North Carolina's law is such that any minister who officiates a marriage ceremony without a license is guilty of a Class A misdemeanor and face up to 45 days in jail. According to the suit, because of the ban on same-sex marriages, ministers are worried that when practicing their religion by officiating a same-sex marriage they could face jail time.
The lawsuit, led by Charlotte attorney Jake Sussman, is joined by other local religious leaders, including a rabbi, and same-sex couples from Charlotte, Asheville, Concord, and Huntersville.
The lawsuit was announced at a news conference held at Holy Covenant in Charlotte, and Sussman said it is among 66 lawsuits across the U.S. challenging marriage bans. He also said it was the first religiously-based challenge to any such bans, and that it is also the first instance of an entire denomination joining the marriage battle. In total, the UCC has more than 1.1 million members and 5,100 churches.

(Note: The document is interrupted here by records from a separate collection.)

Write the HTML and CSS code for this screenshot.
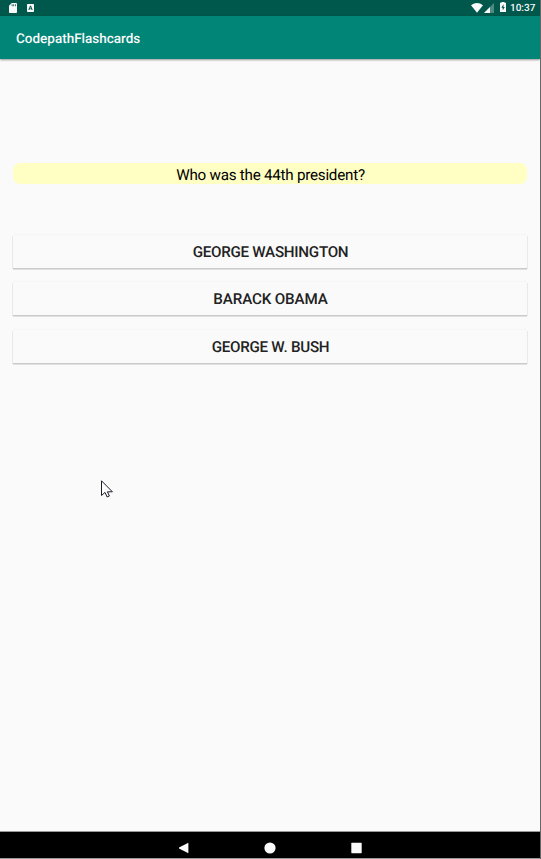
FILE: index.html
```html
<!DOCTYPE html>
<html lang="en">
<head>
<meta charset="utf-8">
<title>CodepathFlashcards</title>
<link rel="stylesheet" href="styles.css">
</head>
<body>
<div class="device">
  <div class="status">
    <svg class="sd" width="8" height="10" viewBox="0 0 8 10"><path fill="#fafafa" fill-rule="evenodd" d="M2.7 0H7.2Q8 0 8 .8V9.2Q8 10 7.2 10H.8Q0 10 0 9.2V2.8ZM2.7 1.3V3.2H3.5V1.3ZM4.3 1.3V3.2H5.1V1.3ZM6 1.3V3.2H6.8V1.3Z"/></svg>
    <svg class="key" width="7" height="8" viewBox="0 0 7 8"><path fill="#fafafa" fill-rule="evenodd" d="M.6 0H6.4L7 .6V7.4L6.4 8H.6L0 7.4V.6ZM3 1.7L1.3 6.1H2.3L2.6 5.2H4.4L4.7 6.1H5.7L4 1.7ZM3.5 2.9L4.1 4.4H2.9Z"/></svg>
    <span class="spacer"></span>
    <svg class="wifi" width="12" height="10" viewBox="0 0 12 10"><path fill="#fafafa" d="M0 2.3Q6-2.1 12 2.3L6 9.7Z"/></svg>
    <svg class="cell" width="10" height="10" viewBox="0 0 10 10"><path fill="#4d8b82" d="M10 0V10H0Z"/><path fill="#fafafa" d="M6 4V10H0Z"/></svg>
    <svg class="battery" width="6" height="10" viewBox="0 0 6 10"><path fill="#fafafa" fill-rule="evenodd" d="M1.5 0H4.5V.8H6V10H0V.8H1.5ZM3.5 2.2L1.3 5.7H2.7V8.6L4.8 4.9H3.5Z"/></svg>
    <span class="clock">10:37</span>
  </div>
  <header class="appbar">CodepathFlashcards</header>
  <main class="content">
    <div class="question">Who was the 44th president?</div>
    <div class="answers">
      <button class="answer">GEORGE WASHINGTON</button>
      <button class="answer obama">BARACK OBAMA</button>
      <button class="answer">GEORGE W. BUSH</button>
    </div>
  </main>
  <nav class="navbar">
    <svg width="12" height="12" viewBox="0 0 12 12"><path fill="#fafafa" d="M10.4.8V11.2L1 6.4V5.6Z"/></svg>
    <svg width="12" height="12" viewBox="0 0 12 12"><circle cx="6" cy="6" r="5.6" fill="#fafafa"/></svg>
    <svg width="12" height="12" viewBox="0 0 12 12"><rect x=".3" y=".8" width="10.4" height="10.4" rx=".6" fill="#fafafa"/></svg>
  </nav>
</div>
<svg class="cursor" width="14" height="20" viewBox="0 0 14 20"><path fill="#fff" stroke="#1c1c28" stroke-width="1" d="M1.5 .8V15.5L5 12.4L7.1 17L9.4 16L7.4 11.8H12.4Z"/></svg>
</body>
</html>
```
FILE: styles.css
```css
* { box-sizing: border-box; }
body {
  margin: 0;
  background: #fafafa;
  font-family: Roboto, sans-serif;
  text-rendering: geometricPrecision;
}
.device {
  width: 541px;
  height: 859px;
  display: flex;
  flex-direction: column;
  border-right: 1px solid #666;
  overflow: hidden;
}
.status {
  flex: none;
  height: 16px;
  display: flex;
  align-items: center;
  padding: 0 5px 0 9px;
  background: #00574b;
  color: #fafafa;
}
.status svg { flex: none; }
.key { margin-left: 10px; }
.spacer { flex: 1; }
.cell { margin-left: 1px; }
.battery { margin-left: 6px; margin-top: -2px; }
.clock {
  width: 25px;
  margin-left: 4px;
  font-size: 10px;
  font-weight: 500;
  line-height: 14px;
  padding-top: 2px;
  white-space: nowrap;
}
.appbar {
  flex: none;
  height: 43px;
  padding-left: 16px;
  line-height: 46px;
  font-size: 13.5px;
  font-weight: 500;
  color: #fafafa;
  background: #008577;
  box-shadow: 0 1px 2px rgba(0, 0, 0, .4);
}
.content {
  flex: 1;
  padding: 104px 13px 0;
}
.question {
  height: 21px;
  border-radius: 7px;
  background: #ffffc4;
  color: #000;
  font-size: 15.2px;
  letter-spacing: -.24px;
  line-height: 24px;
  text-align: center;
  padding-left: 1px;
}
.answers {
  display: grid;
  gap: 14.3px;
  margin-top: 51px;
}
.answer {
  height: 33px;
  padding: 2px 0 0 1px;
  border: 0;
  background: #fafafa;
  box-shadow: 0 1px 0 #c9cac9, 0 2px 0 #dfe0df, 1px 1px 0 #e9e9e9, -1px 1px 0 #e9e9e9, 0 -1px 0 #f5f5f5;
  color: #222;
  font: 500 15.2px/31px Roboto, sans-serif;
  letter-spacing: -.28px;
  text-rendering: geometricPrecision;
}
.obama { letter-spacing: -.15px; }
.navbar {
  flex: none;
  height: 28px;
  display: flex;
  justify-content: center;
  align-items: center;
  gap: 74.5px;
  padding-top: 5px;
  background: #000;
  border-top: 1px solid #999;
  border-bottom: 1px solid #999;
}
.cursor {
  position: absolute;
  left: 100px;
  top: 480px;
}
```
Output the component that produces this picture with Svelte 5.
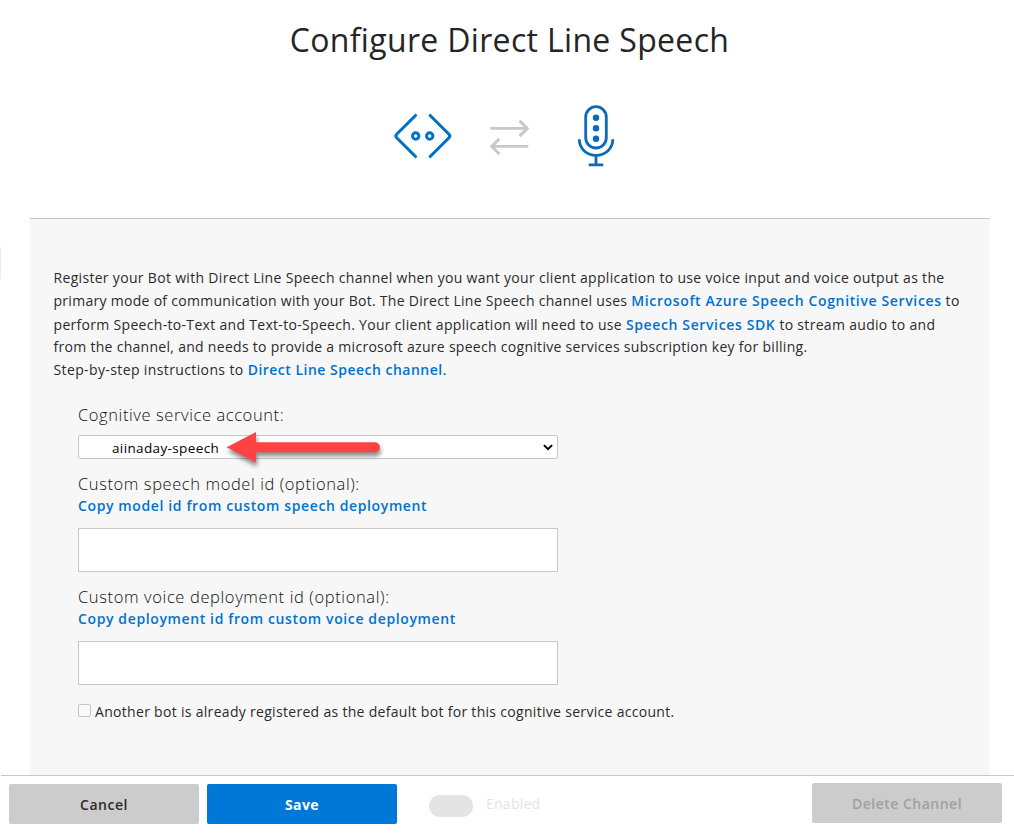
<script>
  let account = $state('aiinaday-speech');
  let modelId = $state('');
  let deploymentId = $state('');
</script>

<div class="page">
  <span class="edge"></span>
  <header>
    <h1>Configure Direct Line Speech</h1>
    <div class="icons">
      <svg class="bot" width="60" height="50" viewBox="0 0 60 50" fill="none" stroke="#0072c6">
        <path d="M22.5 5.5 3.9 24q-2 2 0 4L22.5 46.5M37.2 5.5 55.8 24q2 2 0 4L37.2 46.5" stroke-width="3.1" stroke-linecap="round" />
        <circle cx="22.7" cy="26" r="3.2" stroke-width="3" />
        <circle cx="36.7" cy="26" r="3.2" stroke-width="3" />
      </svg>
      <svg class="swap" width="40" height="40" viewBox="0 0 40 40" fill="none" stroke="#c8c8c8" stroke-width="2.7">
        <path d="M.3 10.4H37M3 28.4H38.3" />
        <path d="M29.5 2.7 37.3 10.4 29.5 18.1M9.4 20.7 1.8 28.4 9.4 36.2" stroke-width="3" />
      </svg>
      <svg class="mic" width="40" height="64" viewBox="0 0 40 64" fill="none" stroke="#0b6ab9" stroke-width="2.8">
        <rect x="9.7" y="2.7" width="20.6" height="41.3" rx="10.3" />
        <path d="M3.3 35.3C3.3 45 11 51.3 20 51.3S36.8 45 36.8 35.3M20 51.3V61M12.7 60.9H27.3" />
        <g fill="#0b6ab9" stroke="none">
          <circle cx="20" cy="13.7" r="3.2" />
          <circle cx="20" cy="24.3" r="3.2" />
          <circle cx="20" cy="34.8" r="3.2" />
        </g>
      </svg>
    </div>
  </header>

  <main>
    <div class="intro">
      <div class="first">Register your Bot with Direct Line Speech channel when you want your client application to use voice input and voice output as the</div>
      <div class="tall">primary mode of communication with your Bot. The Direct Line Speech channel uses <a href="#azure">Microsoft Azure Speech Cognitive Services</a> to</div>
      <div class="short">perform Speech-to-Text and Text-to-Speech. Your client application will need to use <a href="#sdk">Speech Services SDK</a> to stream audio to and</div>
      <div class="billing">from the channel, and needs to provide a microsoft azure speech cognitive services subscription key for billing.</div>
      <div class="steps">Step-by-step instructions to <a href="#channel">Direct Line Speech channel</a>.</div>
    </div>

    <form>
      <label for="account">Cognitive service account:</label>
      <div class="select">
        <select id="account" bind:value={account}>
          <option>aiinaday-speech</option>
        </select>
        <svg class="chevron" width="10" height="7" viewBox="0 0 10 7" fill="none" stroke="#000" stroke-width="2">
          <path d="M.9 1.1 5 5.1 9.1 1.1" />
        </svg>
        <svg class="pointer" width="170" height="50" viewBox="0 0 170 50" fill="#ff4343">
          <path d="M6.5 22.3 36 7V17.3H155a5 5 0 0 1 0 10H36V37.5Z" />
        </svg>
      </div>

      <label for="model">Custom speech model id (optional):</label>
      <a href="#model">Copy model id from custom speech deployment</a>
      <input id="model" type="text" bind:value={modelId} />

      <label for="deployment" class="wide">Custom voice deployment id (optional):</label>
      <a href="#deployment">Copy deployment id from custom voice deployment</a>
      <input id="deployment" type="text" bind:value={deploymentId} />

      <div class="check">
        <span class="box"></span>
        <span>Another bot is already registered as the default bot for this cognitive service account.</span>
      </div>
    </form>
  </main>

  <footer>
    <button class="cancel">Cancel</button>
    <button class="save">Save</button>
    <span class="toggle"></span>
    <span class="enabled">Enabled</span>
    <button class="delete" disabled>Delete Channel</button>
  </footer>
</div>

<style>
  :global(body) { background: #fff; overflow: hidden; }
  .page {
    position: relative;
    box-sizing: border-box;
    width: 1014px;
    height: 836px;
    display: flex;
    flex-direction: column;
    font: 400 14px/23px 'Open Sans', sans-serif;
    letter-spacing: .3px;
    color: #2b2b2b;
  }
  .edge { position: absolute; left: 0; top: 247px; width: 1px; height: 32px; background: #eaeaea; }
  header { height: 218px; box-sizing: border-box; padding: 18px 5px 0 10px; }
  h1 { margin: 0; text-align: center; font-size: 32px; line-height: 44px; font-weight: 400; letter-spacing: .33px; color: #252525; }
  .icons { display: flex; padding-left: 383px; margin-top: 42px; }
  .bot { margin-top: 6px; }
  .swap { margin: 14px 0 0 37px; }
  .mic { margin-left: 46px; }
  svg { display: block; flex: none; }

  main {
    flex: 1;
    margin: 0 24px 0 30px;
    box-sizing: border-box;
    border-top: 1px solid #c8c8c8;
    background: #f7f7f7;
    padding: 47px 23px 0 23.5px;
  }
  .intro > div { height: 23px; white-space: pre; }
  .intro .first { letter-spacing: .315px; }
  .intro .tall { height: 24px; letter-spacing: .29px; }
  .intro .short { height: 22px; letter-spacing: .31px; }
  .intro .billing { letter-spacing: .29px; }
  .intro .steps { letter-spacing: .38px; }
  a { color: #0072d0; font-weight: 600; text-decoration: none; letter-spacing: .63px; }
  .intro .tall a { letter-spacing: .64px; }
  .steps a { letter-spacing: .49px; }

  form { display: flex; flex-direction: column; align-items: flex-start; padding: 23px 0 0 24.5px; }
  label { font-size: 16.5px; font-weight: 300; line-height: 22px; height: 22px; letter-spacing: .59px; white-space: nowrap; color: #111; }
  .wide { letter-spacing: .62px; }
  form a { line-height: 22px; height: 22px; letter-spacing: .62px; white-space: nowrap; }
  .select { position: relative; width: 480px; height: 24px; margin: 9px 0 14px; }
  select {
    appearance: none;
    display: block;
    box-sizing: border-box;
    width: 100%;
    height: 24px;
    margin: 0;
    padding: 1px 24px 0 33px;
    border: 1px solid #c8c8c8;
    border-radius: 2px;
    background: #fff;
    color: #000;
    font: 400 13.5px/20px 'Open Sans', sans-serif;
    letter-spacing: .37px;
  }
  .chevron { position: absolute; right: 5px; top: 9px; }
  .pointer { position: absolute; left: 142px; top: -10px; filter: drop-shadow(1px 4px 2px rgba(0, 0, 0, .45)); }
  input {
    box-sizing: border-box;
    width: 480px;
    height: 44px;
    margin: 11px 0 14px;
    padding: 0 8px;
    border: 1px solid #c8c8c8;
    border-radius: 0;
    background: #fff;
    font: inherit;
  }
  .check { display: flex; margin-top: 1px; gap: 4px; white-space: nowrap; letter-spacing: .305px; }
  .box { box-sizing: border-box; width: 13px; height: 13px; margin-top: 4px; border: 1px solid #c5c5c5; border-radius: 2px; background: #f9f9f9; }

  footer {
    box-sizing: border-box;
    height: 61px;
    margin-left: 1px;
    border-top: 1px solid #c8c8c8;
    padding: 8px 12px 0 8px;
    display: flex;
    align-items: flex-start;
  }
  button {
    box-sizing: border-box;
    width: 190px;
    height: 40px;
    padding: 2px 0 0;
    border: 0;
    border-radius: 2px;
    background: #ccc;
    color: #2b2b2b;
    font: 600 14px/38px 'Open Sans', sans-serif;
    letter-spacing: .5px;
  }
  .save { margin-left: 8px; background: #0078d7; color: #fff; font-weight: 700; letter-spacing: .4px; }
  .toggle { width: 44px; height: 22px; margin: 11px 0 0 32px; border-radius: 11px; background: #e4e4e4; }
  .enabled { margin: 8px 0 0 13px; color: #e4e4e4; letter-spacing: .25px; }
  .delete { margin: -1px 0 0 auto; color: #a0a0a0; }
</style>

"We feel that it is important that any person that comes into community life of a United Church of Christ congregation be afforded equal pastoral care and equal opportunity to religious services that clergy provide," Rev. J. Bennett Guess, executive minister, told The Associated Press
. "Whether to provide those services or break the law — that's something no clergy member should be faced with."
Tami Fitzgerald, executive director of the NC Values Coalition, which helped pass the 2012 ban, said, "This is sadly, and predictably, the 'lawsuit of the week' filed by those who want to impose same-sex marriage on North Carolina. Moreover, it's both ironic and sad that an entire religious denomination and its clergy who purport holding to Christian teachings on marriage would look to the courts to justify their errant beliefs."
Seventeen states recognize same-sex marriage, and federal judges have struck down bans in Michigan, Utah, Texas, Oklahoma, and Virginia.